博士生罗凌的论文被生物信息学顶级期刊 Bioinformatics 录用
新闻来源:IR实验室       发布时间:2017/11/24 0:00:00

近日收到生物信息学顶级期刊Bioinformatics编辑部邮件,实验室博士生罗凌的论文“An Attention-based BiLSTM-CRF Approach to Document-level Chemical Named Entity Recognition”被录用。该杂志是生物信息学领域最富盛名及影响力的顶级学术刊物之一,许多该领域利用计算算法研究生物学问题的重要发现的原创性论文均在该期刊发表,具有很高的学术认可度,2016年的影响因子为7.307。这也是两年内实验室师生录用的第三篇Bioinformatics论文,表明实验室近年来的学术研究处于较高的水平。

 

论文摘要:在生物医学研究中,化学物是一类很重要的实体,化学物实体识别在生物医学信息抽取中起到很重要的作用。而目前主流的化学物实体识别方法大多是基于传统的机器学习方法,它们的表现依赖于人工特征工程。而且这些方法主要是句子级别的方法,同一篇文档不同句子中的相同实体往往被标注成不同的标签,存在实体标注非一致性的问题。针对这些问题,本文提出了一种基于注意力机制的神经网络方法(Att-BiLSTM-CRF)来进行文档级别的化学物实体识别。本方法利用注意力机制来学习文档级别的全局信息,提高一篇文档内实体标注的一致性。在国际技术评测BioCreative IV CHEMDNER数据集和BioCreative V CDR数据集上的实验结果表明,本方法无需大量特征工程,在两个数据集上分别取得了91.14%92.57%F值,优于其它现有的方法。

 

Abstract

In biomedical research, chemical is an important class of entities, and chemical named entity recognition (NER) is an important task in the field of biomedical information extraction. However, most popular chemical NER methods are based on traditional machine learning and their performances are heavily dependent on the feature engineering. Moreover, these methods are sentence-level ones which have the tagging inconsistency problem. In this paper, we propose a neural network approach, i.e., attention-based bidirectional Long Short-Term Memory with a conditional random field layer (Att-BiLSTM-CRF), to document-level chemical NER. The approach leverages document-level global information obtained by attention mechanism to enforce tagging consistency across multiple instances of the same token in a document.

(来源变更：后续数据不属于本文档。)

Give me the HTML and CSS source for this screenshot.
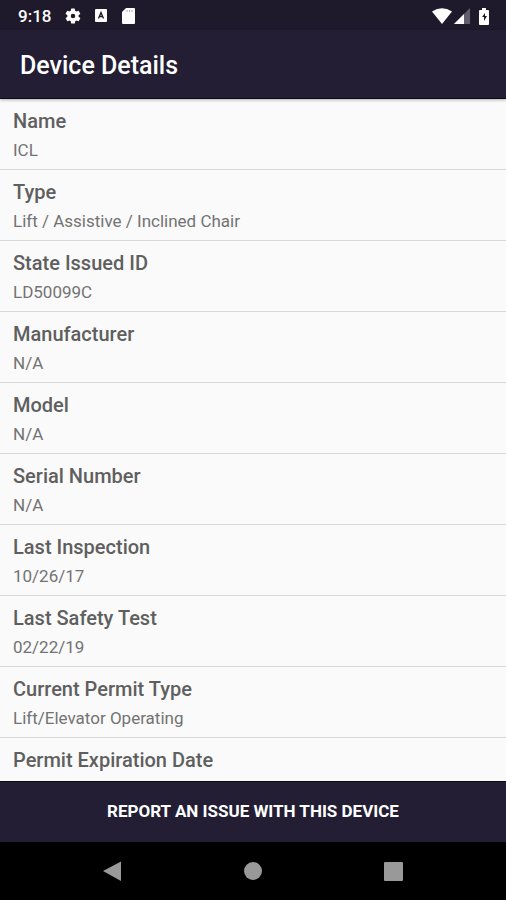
FILE: index.html
```html
<!DOCTYPE html>
<html lang="en">
<head>
<meta charset="utf-8">
<meta name="viewport" content="width=device-width, initial-scale=1">
<title>Device Details</title>
<link rel="stylesheet" href="styles.css">
</head>
<body>
<div class="status">
  <div class="group left">
    <span class="time">9:18</span>
    <svg width="18" height="18" viewBox="0 0 24 24"><path fill="#fff" d="M19.400 13a7.500 7.500 0 0 0 0-2l2.100-1.600a.5.5 0 0 0 .1-.6l-2-3.500a.5.5 0 0 0-.6-.2l-2.500 1a7.300 7.300 0 0 0-1.700-1l-.4-2.600a.5.5 0 0 0-.5-.5h-4a.5.5 0 0 0-.5.5L9 5.100a7.300 7.300 0 0 0-1.700 1l-2.500-1a.5.5 0 0 0-.6.2l-2 3.500a.5.5 0 0 0 .1.6L4.500 11a7.500 7.500 0 0 0 0 2l-2.100 1.600a.5.5 0 0 0-.1.6l2 3.500c.1.200.4.300.6.200l2.500-1a7.300 7.300 0 0 0 1.700 1l.4 2.600c0 .3.200.5.5.5h4c.3 0 .5-.2.5-.5l.4-2.600a7.300 7.300 0 0 0 1.700-1l2.500 1c.2.100.5 0 .6-.2l2-3.500a.5.5 0 0 0-.1-.6zM12 15a3 3 0 1 1 0-6 3 3 0 0 1 0 6z"/></svg>
    <svg width="14" height="14" viewBox="0 0 14 14"><rect x="0" y="0" width="12" height="13" rx="1" fill="#fff"/><path d="M3.500 9.500 6 3.500l2.500 6M4.500 7.500h3" fill="none" stroke="#1e192b" stroke-width="1.300"/></svg>
    <svg width="14" height="16" viewBox="0 0 14 16"><path d="M4 0h8q1 0 1 1v14q0 1-1 1H1q-1 0-1-1V4z" fill="#fff"/><path d="M5 2v2M7.500 2v2M10 2v2" stroke="#aaa" stroke-width="1"/></svg>
  </div>
  <div class="group right">
    <svg width="20" height="16" viewBox="0 0 20 16"><path d="M0 3.500Q10-3 20 3.500L10 16z" fill="#fff"/></svg>
    <svg width="16" height="16" viewBox="0 0 16 16"><path d="M16 0v16H0z" fill="#625e6c"/><path d="M10 6v10H0z" fill="#fff"/></svg>
    <svg class="battery" width="12" height="17" viewBox="0 0 12 17"><path d="M4 0h4v2h2q1 0 1 1v13q0 1-1 1H2q-1 0-1-1V3q0-1 1-1h2z" fill="#fff"/><path d="M7 5 4 9h2v4l3-5H7z" fill="#1e192b"/></svg>
  </div>
</div>
<header class="bar"><h1>Device Details</h1></header>
<main class="list">
  <dl>
    <div class="row"><dt>Name</dt><dd>ICL</dd></div>
    <div class="row"><dt>Type</dt><dd>Lift / Assistive / Inclined Chair</dd></div>
    <div class="row"><dt>State Issued ID</dt><dd>LD50099C</dd></div>
    <div class="row"><dt>Manufacturer</dt><dd>N/A</dd></div>
    <div class="row"><dt>Model</dt><dd>N/A</dd></div>
    <div class="row"><dt>Serial Number</dt><dd>N/A</dd></div>
    <div class="row"><dt>Last Inspection</dt><dd>10/26/17</dd></div>
    <div class="row"><dt>Last Safety Test</dt><dd>02/22/19</dd></div>
    <div class="row"><dt>Current Permit Type</dt><dd>Lift/Elevator Operating</dd></div>
    <div class="row"><dt>Permit Expiration Date</dt></div>
  </dl>
</main>
<button class="report" type="button">REPORT AN ISSUE WITH THIS DEVICE</button>
<nav class="nav">
  <button type="button" aria-label="Back"><svg width="20" height="20" viewBox="0 0 20 20"><path d="M18 0.500v19.500L0 10z" fill="#999"/></svg></button>
  <button type="button" aria-label="Home"><svg width="20" height="20" viewBox="0 0 20 20"><circle cx="10" cy="10" r="9" fill="#999"/></svg></button>
  <button type="button" aria-label="Overview"><svg width="20" height="20" viewBox="0 0 20 20"><rect x="1" y="1" width="19" height="19" rx="1" fill="#999"/></svg></button>
</nav>
</body>
</html>
```
FILE: styles.css
```css
* { box-sizing: border-box; }
body {
  margin: 0;
  height: 100vh;
  display: flex;
  flex-direction: column;
  background: #fafafa;
  font-family: Roboto, "Liberation Sans", sans-serif;
}
.status {
  display: flex;
  align-items: center;
  justify-content: space-between;
  flex: none;
  padding: 7px 16px 5px 18px;
  background: #1e192b;
  color: #fff;
  line-height: 18px;
}
.group { display: flex; align-items: center; }
.left { gap: 13px; }
.right { gap: 2px; }
.battery { margin-left: 6px; }
.time { font-size: 17px; font-weight: 500; }
.bar {
  flex: none;
  padding: 22px 20px 18px;
  background: #231e33;
  border-bottom: 1px solid #0c0914;
  box-shadow: 0 1px 3px rgba(0, 0, 0, 0.3);
  color: #fff;
}
h1 { margin: 0; font-size: 25px; line-height: 28px; font-weight: 500; }
.list { flex: 1; min-height: 0; overflow: hidden; }
dl { margin: 0; }
.row { padding: 8px 13px 4px; border-bottom: 1px solid #d8d8d8; }
.row:last-child { border-bottom: 0; }
dt { color: #5f5f5f; font-size: 20px; line-height: 28px; font-weight: 500; }
dd { margin: 0; color: #737373; font-size: 17px; line-height: 30px; }
.report {
  flex: none;
  border: 0;
  border-top: 1px solid #0c0914;
  padding: 19px 20px 21px;
  background: #231e33;
  color: #fff;
  font: 700 17px/20px Roboto, "Liberation Sans", sans-serif;
}
.nav {
  flex: none;
  display: flex;
  justify-content: center;
  gap: 100px;
  padding: 9px 0;
  background: #000;
}
.nav button {
  display: flex;
  align-items: center;
  justify-content: center;
  width: 40px;
  height: 40px;
  padding: 0;
  border: 0;
  background: none;
}
```
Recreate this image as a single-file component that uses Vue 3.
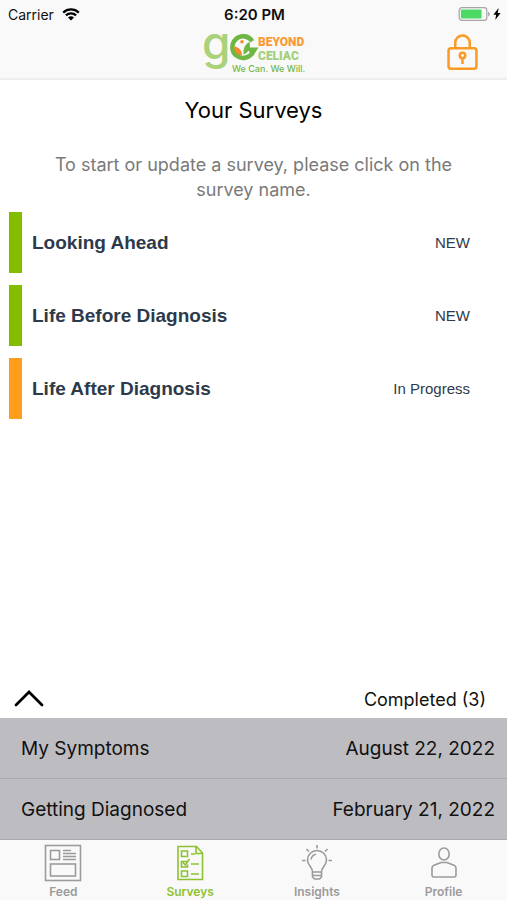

It achieves better performances with little feature engineering than other state-of-the-art methods on the BioCreative IV chemical compound and drug name recognition (CHEMDNER) corpus and the BioCreative V chemical-disease relation (CDR) task corpus (the F-scores of 91.14% and 92.57%, respectively).